An diesen Strukturproblemen hat das GKV-Versorgungsstrukturgesetz bisher fast nichts ändern können. Auch der Koalitionsvertrag bietet keine Vision, wie die Gesundheitsversorgung in Zukunft solidarisch und gerecht verbessert werden kann. Es bleibt bei der unsinnigen Trennung von gesetzlicher und privater Krankenversicherung, d.h. weiterhin entscheidet die Art der Versicherung und nicht die Erkrankung darüber, wie schnell und wie man behandelt wird. Den Gedanken an eine solidarische Bürgerversicherung hat die SPD so schnell fallen lassen wie eine heiße Kartoffel. Weiterhin werden sich Ärzte bevorzugt dort niederlassen, wo der Anteil an Privatpatienten hoch und nicht dort, wo die Bedarfe am höchsten sind. Weiterhin existieren Unter- und Überversorgung nebeneinander her. Daran wird auch eine zentrale Terminvergabe nichts ändern.

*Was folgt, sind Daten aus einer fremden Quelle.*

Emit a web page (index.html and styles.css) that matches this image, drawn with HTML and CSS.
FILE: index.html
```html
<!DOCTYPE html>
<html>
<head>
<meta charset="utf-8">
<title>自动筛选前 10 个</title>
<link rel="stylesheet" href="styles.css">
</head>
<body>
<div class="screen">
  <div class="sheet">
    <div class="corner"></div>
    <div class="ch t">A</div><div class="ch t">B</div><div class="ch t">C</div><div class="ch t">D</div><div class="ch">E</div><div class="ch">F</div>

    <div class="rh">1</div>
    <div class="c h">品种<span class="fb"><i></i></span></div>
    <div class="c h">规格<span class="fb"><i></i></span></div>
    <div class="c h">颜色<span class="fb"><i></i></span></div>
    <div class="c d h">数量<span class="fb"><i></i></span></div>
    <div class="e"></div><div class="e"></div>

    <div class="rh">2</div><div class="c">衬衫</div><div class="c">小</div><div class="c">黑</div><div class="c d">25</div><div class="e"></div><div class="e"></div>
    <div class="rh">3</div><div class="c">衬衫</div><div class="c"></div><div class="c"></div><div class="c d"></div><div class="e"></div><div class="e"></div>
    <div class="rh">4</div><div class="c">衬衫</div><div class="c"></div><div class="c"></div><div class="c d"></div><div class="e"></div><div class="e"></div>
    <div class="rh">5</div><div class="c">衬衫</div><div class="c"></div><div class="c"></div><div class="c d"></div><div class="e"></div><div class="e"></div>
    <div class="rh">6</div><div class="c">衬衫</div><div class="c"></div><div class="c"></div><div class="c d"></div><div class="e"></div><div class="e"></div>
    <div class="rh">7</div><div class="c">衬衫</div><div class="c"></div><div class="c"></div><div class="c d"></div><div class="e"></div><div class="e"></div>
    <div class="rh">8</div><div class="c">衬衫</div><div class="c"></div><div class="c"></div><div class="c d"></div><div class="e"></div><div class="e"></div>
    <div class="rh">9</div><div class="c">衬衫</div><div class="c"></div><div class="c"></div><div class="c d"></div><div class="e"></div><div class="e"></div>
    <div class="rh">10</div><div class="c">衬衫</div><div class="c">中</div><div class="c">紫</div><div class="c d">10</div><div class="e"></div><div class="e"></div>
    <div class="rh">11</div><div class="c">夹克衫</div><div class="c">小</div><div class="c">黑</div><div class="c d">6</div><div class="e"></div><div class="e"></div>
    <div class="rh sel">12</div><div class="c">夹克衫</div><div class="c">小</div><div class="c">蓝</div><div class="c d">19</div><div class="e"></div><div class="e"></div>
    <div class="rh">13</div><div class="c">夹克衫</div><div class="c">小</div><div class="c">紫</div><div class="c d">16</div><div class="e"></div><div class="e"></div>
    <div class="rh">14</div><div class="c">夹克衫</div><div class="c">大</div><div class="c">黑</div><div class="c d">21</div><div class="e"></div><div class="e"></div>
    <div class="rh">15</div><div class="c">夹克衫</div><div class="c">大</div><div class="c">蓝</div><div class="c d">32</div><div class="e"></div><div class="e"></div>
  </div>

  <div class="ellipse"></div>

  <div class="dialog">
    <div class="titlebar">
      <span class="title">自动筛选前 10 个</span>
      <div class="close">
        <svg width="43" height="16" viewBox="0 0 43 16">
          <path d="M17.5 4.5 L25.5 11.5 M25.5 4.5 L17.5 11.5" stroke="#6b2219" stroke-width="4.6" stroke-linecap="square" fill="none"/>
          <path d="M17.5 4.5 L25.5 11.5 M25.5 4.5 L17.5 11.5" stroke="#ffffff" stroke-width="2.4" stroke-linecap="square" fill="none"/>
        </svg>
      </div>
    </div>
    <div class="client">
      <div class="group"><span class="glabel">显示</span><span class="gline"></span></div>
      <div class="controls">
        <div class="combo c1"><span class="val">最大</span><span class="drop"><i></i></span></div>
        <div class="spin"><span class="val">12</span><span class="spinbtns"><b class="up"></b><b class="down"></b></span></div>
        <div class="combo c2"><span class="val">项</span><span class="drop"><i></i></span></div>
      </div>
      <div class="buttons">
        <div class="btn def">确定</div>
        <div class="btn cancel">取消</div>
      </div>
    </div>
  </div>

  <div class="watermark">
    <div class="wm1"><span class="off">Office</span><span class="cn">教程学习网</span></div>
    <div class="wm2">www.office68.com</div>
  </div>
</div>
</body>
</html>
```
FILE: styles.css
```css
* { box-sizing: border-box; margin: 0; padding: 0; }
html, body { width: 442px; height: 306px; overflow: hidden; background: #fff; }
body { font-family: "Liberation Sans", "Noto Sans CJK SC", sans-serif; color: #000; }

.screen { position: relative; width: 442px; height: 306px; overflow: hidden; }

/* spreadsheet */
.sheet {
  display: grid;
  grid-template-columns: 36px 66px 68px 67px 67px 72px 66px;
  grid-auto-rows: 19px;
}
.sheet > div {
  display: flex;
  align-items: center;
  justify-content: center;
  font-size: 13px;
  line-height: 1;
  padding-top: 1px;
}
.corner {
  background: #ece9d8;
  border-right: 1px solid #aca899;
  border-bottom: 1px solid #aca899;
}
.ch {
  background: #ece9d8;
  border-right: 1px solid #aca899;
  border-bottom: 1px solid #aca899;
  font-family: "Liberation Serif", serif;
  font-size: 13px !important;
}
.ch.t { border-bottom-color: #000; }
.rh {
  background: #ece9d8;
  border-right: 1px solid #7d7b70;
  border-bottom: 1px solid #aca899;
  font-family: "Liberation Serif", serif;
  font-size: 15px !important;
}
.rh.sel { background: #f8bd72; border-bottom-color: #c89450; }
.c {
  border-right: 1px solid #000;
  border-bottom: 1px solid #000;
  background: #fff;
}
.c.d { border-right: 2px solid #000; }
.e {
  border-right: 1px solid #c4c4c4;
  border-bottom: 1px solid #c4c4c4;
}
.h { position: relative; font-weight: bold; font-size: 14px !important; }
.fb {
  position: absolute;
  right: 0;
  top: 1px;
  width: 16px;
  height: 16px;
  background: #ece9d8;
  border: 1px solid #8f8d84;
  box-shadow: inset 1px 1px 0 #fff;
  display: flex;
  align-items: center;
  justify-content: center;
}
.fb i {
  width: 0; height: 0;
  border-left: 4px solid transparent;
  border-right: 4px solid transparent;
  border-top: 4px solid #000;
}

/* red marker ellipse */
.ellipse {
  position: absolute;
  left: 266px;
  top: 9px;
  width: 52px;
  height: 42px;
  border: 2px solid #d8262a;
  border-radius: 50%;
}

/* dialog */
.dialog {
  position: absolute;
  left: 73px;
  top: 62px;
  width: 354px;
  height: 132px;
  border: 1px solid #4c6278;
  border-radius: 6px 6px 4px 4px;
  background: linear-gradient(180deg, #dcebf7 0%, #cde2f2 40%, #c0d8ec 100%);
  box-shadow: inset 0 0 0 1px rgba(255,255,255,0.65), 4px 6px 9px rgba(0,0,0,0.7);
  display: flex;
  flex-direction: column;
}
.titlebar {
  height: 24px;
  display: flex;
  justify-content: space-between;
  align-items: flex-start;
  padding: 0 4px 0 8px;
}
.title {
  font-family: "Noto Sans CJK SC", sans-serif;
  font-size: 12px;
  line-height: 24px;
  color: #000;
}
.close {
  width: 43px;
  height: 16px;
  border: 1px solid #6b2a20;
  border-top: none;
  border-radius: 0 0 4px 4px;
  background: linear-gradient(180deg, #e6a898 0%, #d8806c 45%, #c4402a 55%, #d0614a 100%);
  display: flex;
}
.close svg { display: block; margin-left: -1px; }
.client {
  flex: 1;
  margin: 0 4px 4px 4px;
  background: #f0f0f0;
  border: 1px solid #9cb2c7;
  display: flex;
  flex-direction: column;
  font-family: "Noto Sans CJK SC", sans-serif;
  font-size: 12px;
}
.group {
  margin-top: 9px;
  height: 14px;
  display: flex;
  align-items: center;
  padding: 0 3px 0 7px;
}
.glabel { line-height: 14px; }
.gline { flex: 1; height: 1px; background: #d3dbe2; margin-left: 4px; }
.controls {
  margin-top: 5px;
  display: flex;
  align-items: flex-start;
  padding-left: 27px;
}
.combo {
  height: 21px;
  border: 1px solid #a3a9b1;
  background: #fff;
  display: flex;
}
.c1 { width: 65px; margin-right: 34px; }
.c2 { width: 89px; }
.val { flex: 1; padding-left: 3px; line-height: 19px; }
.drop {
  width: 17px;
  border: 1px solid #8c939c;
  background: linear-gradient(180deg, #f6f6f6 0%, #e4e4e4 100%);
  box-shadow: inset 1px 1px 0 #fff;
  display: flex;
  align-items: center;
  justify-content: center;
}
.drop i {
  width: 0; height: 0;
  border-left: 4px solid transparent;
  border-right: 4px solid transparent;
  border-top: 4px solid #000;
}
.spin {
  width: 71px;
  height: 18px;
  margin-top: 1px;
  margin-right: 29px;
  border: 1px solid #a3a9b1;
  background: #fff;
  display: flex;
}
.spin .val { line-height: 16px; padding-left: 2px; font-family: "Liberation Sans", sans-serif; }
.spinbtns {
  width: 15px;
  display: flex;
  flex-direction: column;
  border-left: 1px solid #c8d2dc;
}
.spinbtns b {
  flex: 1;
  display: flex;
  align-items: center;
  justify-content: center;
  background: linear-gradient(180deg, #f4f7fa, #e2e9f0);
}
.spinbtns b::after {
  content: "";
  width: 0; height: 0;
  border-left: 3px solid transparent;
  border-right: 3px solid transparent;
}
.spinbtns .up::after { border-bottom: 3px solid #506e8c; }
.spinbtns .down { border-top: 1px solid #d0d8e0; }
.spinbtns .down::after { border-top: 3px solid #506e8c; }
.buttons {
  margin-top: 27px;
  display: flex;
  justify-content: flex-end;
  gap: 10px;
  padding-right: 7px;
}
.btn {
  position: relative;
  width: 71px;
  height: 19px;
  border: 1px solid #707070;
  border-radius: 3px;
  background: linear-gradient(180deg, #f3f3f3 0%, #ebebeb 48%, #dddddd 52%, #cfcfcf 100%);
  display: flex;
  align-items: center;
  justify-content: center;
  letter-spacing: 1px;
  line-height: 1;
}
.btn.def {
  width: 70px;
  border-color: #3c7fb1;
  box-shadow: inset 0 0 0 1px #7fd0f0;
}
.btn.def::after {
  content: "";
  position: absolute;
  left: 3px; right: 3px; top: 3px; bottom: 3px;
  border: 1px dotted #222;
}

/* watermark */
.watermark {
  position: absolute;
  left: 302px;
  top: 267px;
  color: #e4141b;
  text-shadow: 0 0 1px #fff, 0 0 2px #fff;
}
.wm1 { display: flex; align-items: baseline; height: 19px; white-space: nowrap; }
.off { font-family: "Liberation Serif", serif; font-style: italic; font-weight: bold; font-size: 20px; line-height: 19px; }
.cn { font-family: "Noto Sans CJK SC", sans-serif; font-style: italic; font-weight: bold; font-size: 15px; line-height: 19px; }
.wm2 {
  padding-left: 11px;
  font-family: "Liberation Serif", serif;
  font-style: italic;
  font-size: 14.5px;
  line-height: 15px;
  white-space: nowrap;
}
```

Obwohl auf Bundesebene auch Positives ausgehandelt wurde, wie stärkere Berücksichtigung von Qualität, Förderung innovativer Versorgungsformen und ein neuer Anlauf zu einem Präventionsgesetz, zeichnet sich keine grundlegende Reformperspektive ab. Auch die integrierte Versorgung, die für Brandenburg so wichtig wäre und berufsgruppenübergreifende Versorgung werden nicht nachdrücklich genug verfolgt. Das Festschreiben der Arbeitgeberbeiträge bürdet den gesetzlich Versicherten wieder alle Kostensteigerungen alleine auf. Dies belastet Versicherte mit geringem Einkommen spätestens ab 2017 mehr als die schwarz-gelben Kopfpauschalen mit Sozialausgleich. Auch das ist für Brandenburg keine gute Nachricht.